Wednesday, February 20, 2008

Barackuary


Blogger has been busting my balls over the last couple of days, so hopefully I will be able to update soon or the rest of you readers out there will start reading Wonkette exclusively.

I can barely maintain my giddiness at Barack's success on Tuesday in Wisconsin, where with the exception of Madison, Hillary Clinton should have dominated. And he won by 17 points. I'm nervous, and I wouldn't say cautiously optimistic, but I'm feeling good. Two weeks away from the big day of Ohio and Texas.
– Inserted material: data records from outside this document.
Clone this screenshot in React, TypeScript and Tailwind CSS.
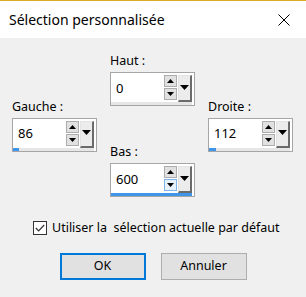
import React from "react";

const font = { fontFamily: '"Noto Sans", "Open Sans", sans-serif' };

const UpTri = () => (
  <svg width="7" height="4" viewBox="0 0 7 4">
    <polygon points="0,4 7,4 3.5,0" fill="#000" />
  </svg>
);

const DownTri = ({ w = 7, h = 4 }: { w?: number; h?: number }) => (
  <svg width={w} height={h} viewBox={`0 0 ${w} ${h}`}>
    <polygon points={`0,0 ${w},0 ${w / 2},${h}`} fill="#000" />
  </svg>
);

type SpinProps = {
  label: string;
  value: string;
  fill: string;
  downHover?: boolean;
  className?: string;
};

const Spinner = ({ label, value, fill, downHover, className }: SpinProps) => (
  <div className={`flex flex-col ${className ?? ""}`}>
    <span className="text-[12.5px] leading-[16px] text-black">{label}</span>
    <div className="mt-[3px] flex h-[34px] w-[85px] flex-col border border-[#a6a6a6] bg-white pt-[2px]">
      <div className="flex h-[27px] pl-[1px] pr-[2px]">
        <div className="flex flex-1 items-center pl-[4px] text-[13px] text-black">{value}</div>
        <div className="flex w-[13px] flex-col gap-[1px]">
          <div className="flex h-[12px] items-center justify-center border border-[#adadad] bg-[#e1e1e1]">
            <UpTri />
          </div>
          <div
            className={`flex h-[12px] items-center justify-center border ${
              downHover ? "border-[#7eb4ea] bg-[#e5f1fb]" : "border-[#adadad] bg-[#e1e1e1]"
            }`}
          >
            <DownTri />
          </div>
        </div>
        <div className="ml-[1px] flex h-[27px] w-[14px] items-center justify-center border-t border-l border-r-2 border-b-2 border-t-[#e3e3e3] border-l-[#e3e3e3] border-r-[#6b6b6b] border-b-[#6b6b6b] bg-[#ececec] pb-[2px]">
          <DownTri w={9} h={5} />
        </div>
      </div>
      <div className="mr-[2px] h-[3px] bg-[#e6e6e6]">
        <div className="h-full bg-[#3f95e8]" style={{ width: fill }} />
      </div>
    </div>
  </div>
);

export default function App() {
  return (
    <div className="flex h-[297px] w-[306px] flex-col bg-[#f0f0f0] text-black" style={font}>
      {/* title bar */}
      <div className="flex h-[38px] items-center justify-between border-t border-[#dcaa26] bg-white pl-[9px] pr-[16px]">
        <span className="text-[14px]">Sélection personnalisée</span>
        <svg width="12" height="12" viewBox="0 0 12 12">
          <path d="M0.5 0.5 L11.5 11.5 M11.5 0.5 L0.5 11.5" stroke="#000" strokeWidth="1" />
        </svg>
      </div>

      {/* spinners */}
      <div className="grid grid-cols-[85px_85px_85px] gap-x-[13px] pl-[12px] pt-[15px]">
        <Spinner className="self-center" label="Gauche :" value="86" fill="6px" />
        <div className="flex flex-col">
          <Spinner label="Haut :" value="0" fill="0px" />
          <Spinner className="mt-[38px]" label="Bas :" value="600" fill="100%" downHover />
        </div>
        <Spinner className="self-center" label="Droite :" value="112" fill="7px" />
      </div>

      {/* checkbox */}
      <label className="mt-[23px] flex h-[16px] items-center pl-[33px]">
        <span className="flex h-[14px] w-[14px] items-center justify-center border border-[#333] bg-white">
          <svg width="10" height="8" viewBox="0 0 10 8">
            <path d="M0.8 4 L3.6 6.8 L9.2 1" stroke="#333" strokeWidth="1.2" fill="none" />
          </svg>
        </span>
        <span className="ml-[5px] whitespace-pre text-[12.5px]">Utiliser la  sélection actuelle par défaut</span>
      </label>

      {/* buttons */}
      <div className="mt-[17px] flex justify-center gap-[15px]">
        <button className="h-[27px] w-[86px] border-2 border-[#0078d7] bg-[#e1e1e1] text-[12.5px]">OK</button>
        <button className="h-[27px] w-[86px] border border-[#adadad] bg-[#e1e1e1] text-[12.5px]">Annuler</button>
      </div>
    </div>
  );
}
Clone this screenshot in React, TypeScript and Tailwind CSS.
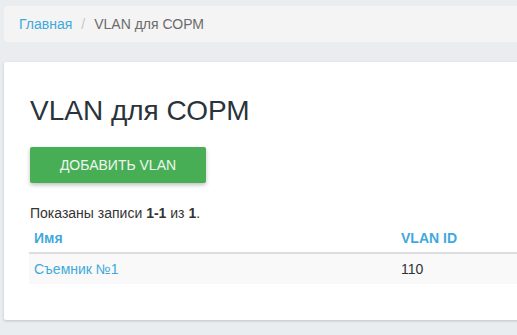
export default function App() {
   return (
      <div className="h-[335px] w-screen overflow-hidden bg-[#e9edf0] font-['Liberation_Sans',Arial,sans-serif]">
         <div className="w-[900px] pl-[4px] pt-[6px]">
            <nav className="flex h-[36px] items-center rounded-[4px] bg-[#f4f4f4] px-[15px] text-[14px] leading-[20px]">
               <a href="#" className="text-[#3fa9dc]">
                  Главная
               </a>
               <span className="px-[9px] text-[#c8c8c8]">/</span>
               <span className="text-[#6b6b6b]">VLAN для СОРМ</span>
            </nav>

            <main className="mt-[20px] h-[258px] rounded-[2px] bg-white px-[26px] pt-[32px] shadow-[0_1px_3px_rgba(0,0,0,0.18)]">
               <h1 className="text-[28px] leading-[34px] text-[#2b333a]">
                  VLAN для СОРМ
               </h1>
               <button className="mt-[19px] flex h-[36px] w-[176px] items-center justify-center rounded-[2px] bg-[#47ae55] text-[14px] uppercase text-white/90 shadow-[0_2px_4px_rgba(0,0,0,0.25)]">
                  Добавить VLAN
               </button>

               <div className="mt-[21px] text-[14px] leading-[19px] text-[#333]">
                  Показаны записи <b>1-1</b> из <b>1</b>.
               </div>

               <table className="-ml-[1px] w-[860px] border-collapse text-[14px] leading-[20px]">
                  <thead>
                     <tr className="border-b-2 border-[#dddddd]">
                        <th className="w-[367px] px-[5px] pt-[5px] pb-[4px] text-left font-bold text-[#3fa9dc]">
                           Имя
                        </th>
                        <th className="px-[5px] pt-[5px] pb-[4px] text-left font-bold text-[#3fa9dc]">
                           VLAN ID
                        </th>
                     </tr>
                  </thead>
                  <tbody>
                     <tr className="bg-[#f9f9f9]">
                        <td className="px-[5px] py-[5px]">
                           <a href="#" className="text-[#3fa9dc]">
                              Съемник №1
                           </a>
                        </td>
                        <td className="px-[5px] py-[5px] text-[#333]">110</td>
                     </tr>
                  </tbody>
               </table>
            </main>
         </div>
      </div>
   );
}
Clinton has gone a bit negative, but in sort of a wimpy way -- quasi plagiarism from one of his close political allies? Where are the big guns? Where are the ads morphing Barack Obama into Osama Bin Laden? Where is the full fledged "Obama is a Muslim" whisper campaign? I'm disappeared in Hillary. When did she get a vasectomy?

5 Comments:

Blogger Keith Carbone said...

I slept with John McCain. It was kind of like washing my face with thumb tacks.

12:39 PM  
Anonymous Anonymous said...

The Jets were terrible, but the Mets will be worse this year.

3:48 PM  
Blogger Keith Carbone said...

Mom? Is that you?

3:51 PM  
Anonymous Anonymous said...

Not as bad as the nets. no kidd, no chance. However, less wife beating, which is a good thing.

5:02 PM  
Blogger Keith Carbone said...

Shame on you anonymous! Meet me in Ohio so we can debate your campaign and your tactics. You are unwise, inexperienced, impulsive and indecisive. Electing you, anonymous, is a risk that we as a nation cannot afford to take. I mean, come on! The American people know that I, unlike you captain anonymous, do not need an instruction manual to conduct matters of national security and foreign policy. Its not like I voted for the Ira... I mean.... I'm just making the case for John McCain aren't I? Damnit! I always do that shit too, you know? I get it, I get it. If the party were to nominate you, captain anonymous of the 17th infantry who pees hope, we would be participating in the biggest party building exercise since the new deal. And I know that nominating me would just be one long drawn out episode of
VH1's "Hey, Remember the 90's?" But I just want to be President so bad that it hurts. I even went and hired all these sleazy consultants who have done all this Republican work and they charge my campaign millions of dollars. It is my turn damnit. Hello? Is anyone listening to me? I killed Tupac.